» **Collected data**

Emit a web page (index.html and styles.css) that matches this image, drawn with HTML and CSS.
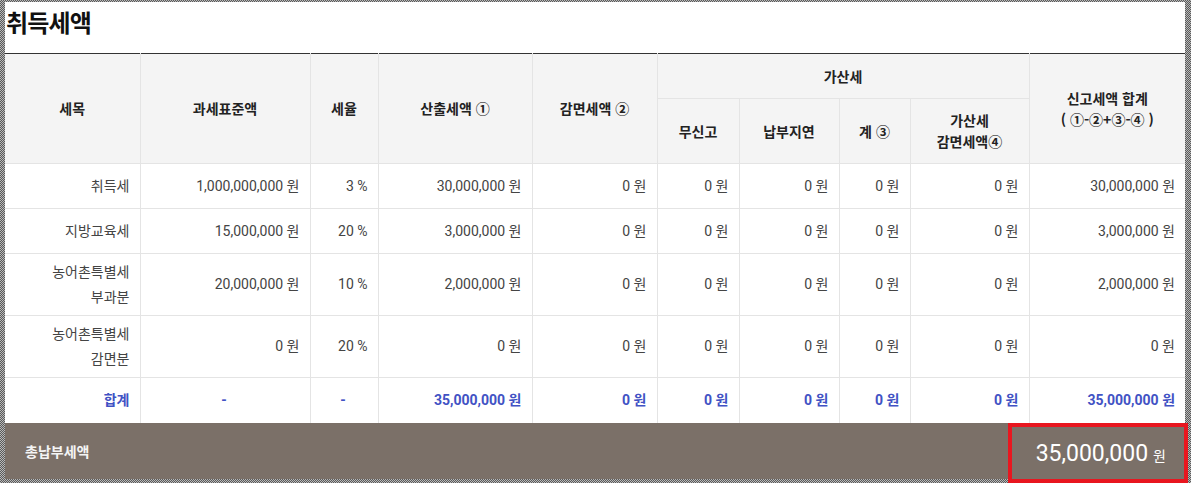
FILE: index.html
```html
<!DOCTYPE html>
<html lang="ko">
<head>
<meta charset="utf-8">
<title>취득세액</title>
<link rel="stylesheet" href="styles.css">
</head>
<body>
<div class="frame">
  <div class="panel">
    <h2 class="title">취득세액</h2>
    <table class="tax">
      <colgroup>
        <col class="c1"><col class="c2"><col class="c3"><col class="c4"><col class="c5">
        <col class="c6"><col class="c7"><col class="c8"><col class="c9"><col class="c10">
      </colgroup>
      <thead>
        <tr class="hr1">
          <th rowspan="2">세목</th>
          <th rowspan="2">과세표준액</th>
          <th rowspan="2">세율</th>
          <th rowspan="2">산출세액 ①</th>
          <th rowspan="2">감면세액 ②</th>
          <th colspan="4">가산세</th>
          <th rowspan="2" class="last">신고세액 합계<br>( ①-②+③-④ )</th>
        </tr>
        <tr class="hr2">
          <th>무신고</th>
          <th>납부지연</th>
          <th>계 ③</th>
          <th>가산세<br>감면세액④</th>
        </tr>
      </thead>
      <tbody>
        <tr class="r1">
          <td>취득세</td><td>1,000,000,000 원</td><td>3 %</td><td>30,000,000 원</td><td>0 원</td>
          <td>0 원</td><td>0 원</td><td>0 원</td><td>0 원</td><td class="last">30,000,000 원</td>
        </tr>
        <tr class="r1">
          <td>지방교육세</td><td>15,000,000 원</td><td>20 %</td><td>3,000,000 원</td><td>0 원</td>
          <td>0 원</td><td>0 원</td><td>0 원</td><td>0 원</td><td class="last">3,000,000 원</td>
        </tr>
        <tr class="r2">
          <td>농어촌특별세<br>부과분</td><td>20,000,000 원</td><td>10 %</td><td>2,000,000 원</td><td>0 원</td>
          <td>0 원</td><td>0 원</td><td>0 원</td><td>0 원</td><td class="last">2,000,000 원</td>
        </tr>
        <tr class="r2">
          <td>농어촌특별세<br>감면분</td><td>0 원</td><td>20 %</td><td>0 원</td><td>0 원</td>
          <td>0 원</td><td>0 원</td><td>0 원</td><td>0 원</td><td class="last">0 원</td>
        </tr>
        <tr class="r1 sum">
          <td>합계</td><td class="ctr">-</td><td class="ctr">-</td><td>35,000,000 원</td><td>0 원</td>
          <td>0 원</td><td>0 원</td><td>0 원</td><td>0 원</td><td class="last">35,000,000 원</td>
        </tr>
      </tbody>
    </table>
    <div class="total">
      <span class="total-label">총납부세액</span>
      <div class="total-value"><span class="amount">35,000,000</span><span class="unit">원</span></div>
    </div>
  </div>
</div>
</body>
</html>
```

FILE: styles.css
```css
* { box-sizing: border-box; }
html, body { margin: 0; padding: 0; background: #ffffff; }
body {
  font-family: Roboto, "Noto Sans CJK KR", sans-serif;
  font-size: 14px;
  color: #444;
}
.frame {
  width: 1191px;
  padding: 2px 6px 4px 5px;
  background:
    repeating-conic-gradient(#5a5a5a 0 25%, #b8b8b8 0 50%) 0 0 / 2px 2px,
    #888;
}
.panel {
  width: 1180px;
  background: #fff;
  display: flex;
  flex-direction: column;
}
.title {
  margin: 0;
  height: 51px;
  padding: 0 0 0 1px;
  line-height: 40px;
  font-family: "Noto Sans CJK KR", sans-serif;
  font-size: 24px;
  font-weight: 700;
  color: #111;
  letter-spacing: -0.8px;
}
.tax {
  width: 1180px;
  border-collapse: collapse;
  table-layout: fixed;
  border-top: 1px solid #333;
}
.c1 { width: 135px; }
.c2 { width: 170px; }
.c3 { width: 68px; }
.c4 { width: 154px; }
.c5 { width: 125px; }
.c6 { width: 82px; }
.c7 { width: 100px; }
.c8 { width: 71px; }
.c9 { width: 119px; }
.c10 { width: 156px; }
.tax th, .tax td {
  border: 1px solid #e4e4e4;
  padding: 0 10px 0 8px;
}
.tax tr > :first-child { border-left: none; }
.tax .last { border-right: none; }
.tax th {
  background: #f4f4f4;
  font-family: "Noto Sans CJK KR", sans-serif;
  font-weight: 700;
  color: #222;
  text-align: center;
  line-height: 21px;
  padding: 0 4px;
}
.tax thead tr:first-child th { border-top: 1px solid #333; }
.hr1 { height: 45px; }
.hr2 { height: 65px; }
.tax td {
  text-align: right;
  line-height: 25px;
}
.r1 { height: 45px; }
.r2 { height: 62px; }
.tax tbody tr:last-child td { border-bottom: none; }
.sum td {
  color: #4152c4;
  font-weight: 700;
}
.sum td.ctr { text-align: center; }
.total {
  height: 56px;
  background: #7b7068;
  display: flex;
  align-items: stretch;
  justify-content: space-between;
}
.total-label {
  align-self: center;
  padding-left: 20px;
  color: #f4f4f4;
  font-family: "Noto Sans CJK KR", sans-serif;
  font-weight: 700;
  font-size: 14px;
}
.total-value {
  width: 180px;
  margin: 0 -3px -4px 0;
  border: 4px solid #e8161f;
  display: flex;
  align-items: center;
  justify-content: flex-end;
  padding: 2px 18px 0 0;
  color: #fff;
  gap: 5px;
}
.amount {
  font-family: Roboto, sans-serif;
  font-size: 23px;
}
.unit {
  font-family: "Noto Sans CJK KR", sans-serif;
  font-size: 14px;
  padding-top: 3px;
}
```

» **Short task**
Every line should be retyped exactly, with the pictures omitted.

» **Solved exercise**
Emit a web page (index.html and styles.css) that matches this image, drawn with HTML and CSS.
FILE: index.html
```html
<!DOCTYPE html>
<html lang="ko">
<head>
<meta charset="utf-8">
<title>취득세액</title>
<link rel="stylesheet" href="styles.css">
</head>
<body>
<div class="frame">
  <div class="panel">
    <h2 class="title">취득세액</h2>
    <table class="tax">
      <colgroup>
        <col class="c1"><col class="c2"><col class="c3"><col class="c4"><col class="c5">
        <col class="c6"><col class="c7"><col class="c8"><col class="c9"><col class="c10">
      </colgroup>
      <thead>
        <tr class="hr1">
          <th rowspan="2">세목</th>
          <th rowspan="2">과세표준액</th>
          <th rowspan="2">세율</th>
          <th rowspan="2">산출세액 ①</th>
          <th rowspan="2">감면세액 ②</th>
          <th colspan="4">가산세</th>
          <th rowspan="2" class="last">신고세액 합계<br>( ①-②+③-④ )</th>
        </tr>
        <tr class="hr2">
          <th>무신고</th>
          <th>납부지연</th>
          <th>계 ③</th>
          <th>가산세<br>감면세액④</th>
        </tr>
      </thead>
      <tbody>
        <tr class="r1">
          <td>취득세</td><td>1,000,000,000 원</td><td>3 %</td><td>30,000,000 원</td><td>0 원</td>
          <td>0 원</td><td>0 원</td><td>0 원</td><td>0 원</td><td class="last">30,000,000 원</td>
        </tr>
        <tr class="r1">
          <td>지방교육세</td><td>15,000,000 원</td><td>20 %</td><td>3,000,000 원</td><td>0 원</td>
          <td>0 원</td><td>0 원</td><td>0 원</td><td>0 원</td><td class="last">3,000,000 원</td>
        </tr>
        <tr class="r2">
          <td>농어촌특별세<br>부과분</td><td>20,000,000 원</td><td>10 %</td><td>2,000,000 원</td><td>0 원</td>
          <td>0 원</td><td>0 원</td><td>0 원</td><td>0 원</td><td class="last">2,000,000 원</td>
        </tr>
        <tr class="r2">
          <td>농어촌특별세<br>감면분</td><td>0 원</td><td>20 %</td><td>0 원</td><td>0 원</td>
          <td>0 원</td><td>0 원</td><td>0 원</td><td>0 원</td><td class="last">0 원</td>
        </tr>
        <tr class="r1 sum">
          <td>합계</td><td class="ctr">-</td><td class="ctr">-</td><td>35,000,000 원</td><td>0 원</td>
          <td>0 원</td><td>0 원</td><td>0 원</td><td>0 원</td><td class="last">35,000,000 원</td>
        </tr>
      </tbody>
    </table>
    <div class="total">
      <span class="total-label">총납부세액</span>
      <div class="total-value"><span class="amount">35,000,000</span><span class="unit">원</span></div>
    </div>
  </div>
</div>
</body>
</html>
```

FILE: styles.css
```css
* { box-sizing: border-box; }
html, body { margin: 0; padding: 0; background: #ffffff; }
body {
  font-family: Roboto, "Noto Sans CJK KR", sans-serif;
  font-size: 14px;
  color: #444;
}
.frame {
  width: 1191px;
  padding: 2px 6px 4px 5px;
  background:
    repeating-conic-gradient(#5a5a5a 0 25%, #b8b8b8 0 50%) 0 0 / 2px 2px,
    #888;
}
.panel {
  width: 1180px;
  background: #fff;
  display: flex;
  flex-direction: column;
}
.title {
  margin: 0;
  height: 51px;
  padding: 0 0 0 1px;
  line-height: 40px;
  font-family: "Noto Sans CJK KR", sans-serif;
  font-size: 24px;
  font-weight: 700;
  color: #111;
  letter-spacing: -0.8px;
}
.tax {
  width: 1180px;
  border-collapse: collapse;
  table-layout: fixed;
  border-top: 1px solid #333;
}
.c1 { width: 135px; }
.c2 { width: 170px; }
.c3 { width: 68px; }
.c4 { width: 154px; }
.c5 { width: 125px; }
.c6 { width: 82px; }
.c7 { width: 100px; }
.c8 { width: 71px; }
.c9 { width: 119px; }
.c10 { width: 156px; }
.tax th, .tax td {
  border: 1px solid #e4e4e4;
  padding: 0 10px 0 8px;
}
.tax tr > :first-child { border-left: none; }
.tax .last { border-right: none; }
.tax th {
  background: #f4f4f4;
  font-family: "Noto Sans CJK KR", sans-serif;
  font-weight: 700;
  color: #222;
  text-align: center;
  line-height: 21px;
  padding: 0 4px;
}
.tax thead tr:first-child th { border-top: 1px solid #333; }
.hr1 { height: 45px; }
.hr2 { height: 65px; }
.tax td {
  text-align: right;
  line-height: 25px;
}
.r1 { height: 45px; }
.r2 { height: 62px; }
.tax tbody tr:last-child td { border-bottom: none; }
.sum td {
  color: #4152c4;
  font-weight: 700;
}
.sum td.ctr { text-align: center; }
.total {
  height: 56px;
  background: #7b7068;
  display: flex;
  align-items: stretch;
  justify-content: space-between;
}
.total-label {
  align-self: center;
  padding-left: 20px;
  color: #f4f4f4;
  font-family: "Noto Sans CJK KR", sans-serif;
  font-weight: 700;
  font-size: 14px;
}
.total-value {
  width: 180px;
  margin: 0 -3px -4px 0;
  border: 4px solid #e8161f;
  display: flex;
  align-items: center;
  justify-content: flex-end;
  padding: 2px 18px 0 0;
  color: #fff;
  gap: 5px;
}
.amount {
  font-family: Roboto, sans-serif;
  font-size: 23px;
}
.unit {
  font-family: "Noto Sans CJK KR", sans-serif;
  font-size: 14px;
  padding-top: 3px;
}
```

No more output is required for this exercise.